HOLLYWOOD — The Emmy-Award winning competitive reality show The Voice, which airs weekly on Mondays and Tuesdays on NBC, pits vocalists from across the country against one another in a competition that spans several weeks. The show recently wrapped its sixth season in May by crowning soulful singer Josh Kaufman as “the voice,” with musicians Adam Levine, Blake Shelton, Shakira and Usher returning as coaches, and Carson Daly as host.
The series is a production of Mark Burnett’s One Three Inc. and Talpa Media USA Inc., in association with Warner Horizon Television, and features an innovative format with fast turn-around times from when the footage is shot to when it airs — sometimes just three to four days. There are five stages of competition — the Blind Auditions, the Battle Rounds, the Battle Rounds Two, the Playoffs and finally, the Live Performance shows — and a post team that manages a multitude of formats and footage. As each season progresses, the media assets grow.
To meet the challenges of a nearly nonstop production schedule and demanding deadlines, the show’s post supervisor Jim Sterling and supervising editor Robert M. Malachowski Jr. rely heavily on gear from Avid, with a system built around Avid Everywhere technology that allows for integrated workflows, enhanced collaboration, and the managing and protection of media assets. Using Avid’s ISIS 7000 shared storage system, the team employs 40 production stations — often broken up into teams so each group can work on different shows, and at time, leap-frogging each other.
Here, Sterling and Malachowski Jr. discuss the tools that help make the show possible.
POST: Can you detail the show’s workflow?
JIM STERLING: “It’s pretty much shoot, ingest, offline, up-res, online, color correct, mix, deliver. That’s the broadest stroke there is.
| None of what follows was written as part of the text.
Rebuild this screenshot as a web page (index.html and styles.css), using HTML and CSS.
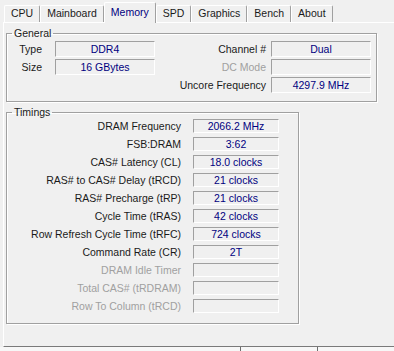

There are 20 editors involved in the offline editorial process. There are six to eight assistant editors, depending on what phase of the process we’re in, three post coordinators plus myself, plus a few PAs and somewhere between eight to 10 people transcribing interviews and footage.”
ROBERT M. MALACHOWSKI JR.: “I also have two other online editors that assist me with the final finish of the show and a complete audio company outside of that, that does the final mix.”
POST: How many different acquisition formats are you managing?
MALACHOWSKI JR: (Laughs) “Name a format that we haven’t shot on and you’ll have a shorter list. Primarily it’s Sony XDCAM, Sony F800s and Sony F5s, and we also get home footage from iPhones, Droids, mini-DV, and YouTube videos. While the basic workflow hasn’t really changed [over the years], what has changed is the amount of [content] that goes into what I call the ‘meat grinder.’ What I mean by that is, the show doesn’t capture simply on one format, nor does it capture one frame rate. We shoot the stage show at 59.9i, we shoot all reality at 29.97 progressive, we also shoot some at 23.98 progressive, and as I mentioned, we have all different formats, with some even coming from overseas.”
STERLING: “The footage from all the cameras for the live show and for our stage performance shows [Sony HDC-2500s], which are taped, all go into the truck and come back to us on XDCAM.”
POST: How did you integrate Avid Everywhere and ISIS into your workflow?
MALACHOWSKI JR: “We have Media Composer Version 7.2 on all the offline systems that are linked together with the ISIS. Even with the online, we’re all together on the same ISIS so we can share media more directly and efficiently. The nice thing about it is that we have all these systems all going to the same ISIS, all going to the same media, so a producer can be down working on the soft system, leave a note for the editor or for the assistant who, upon ingest, is writing notes.
“All of that goes through from offline all the way to me, so if there’s a note or a bad piece of video we can’t use for legal reasons, that’s flagged from the beginning. When I get it, I can make sure that if it’s a piece of media that shouldn’t be used, it won’t show up.”
POST: You started using the ISIS in Season 3. What difference has the ISIS made?
MALACHOWSKI JR: “It’s really helped us with managing the amount of media we get on the show. Some people just don’t realize that while the teams finish off with 12 per coach, we literally go through several hundred [contestants] and hours of video footage at the beginning, with the Blind Auditions. I believe it’s 19 cameras on stage and four to six reality cameras backstage.
Malachowski Jr. and Sterling
“The editors are grabbing all of that media. We keep it all online. When we were on the Unity, we were constantly bumping into the glass ceiling of not having enough workspace, not having enough seats open to add more Avids, to add more editors, to add more storage, so we could maintain this level of storage for all the media.
“Also, it’s an extremely creative environment. We are chatting and sharing with each other now because we’re connected via the ISIS and we’re looking at each other’s cuts. Some of our editors, as they’re finishing their stuff, will pop in and say, ‘Hey, take a look at what this guy did.’ It’s really cool that Avid has allowed the editors to be far more communicative. The ISIS has been really stable, to the point where we have 30 to 40 people hitting this thing day in and day out. There are literally times when we have editors working seven days a week, round the clock, and this machine is just doing what it’s supposed to do.”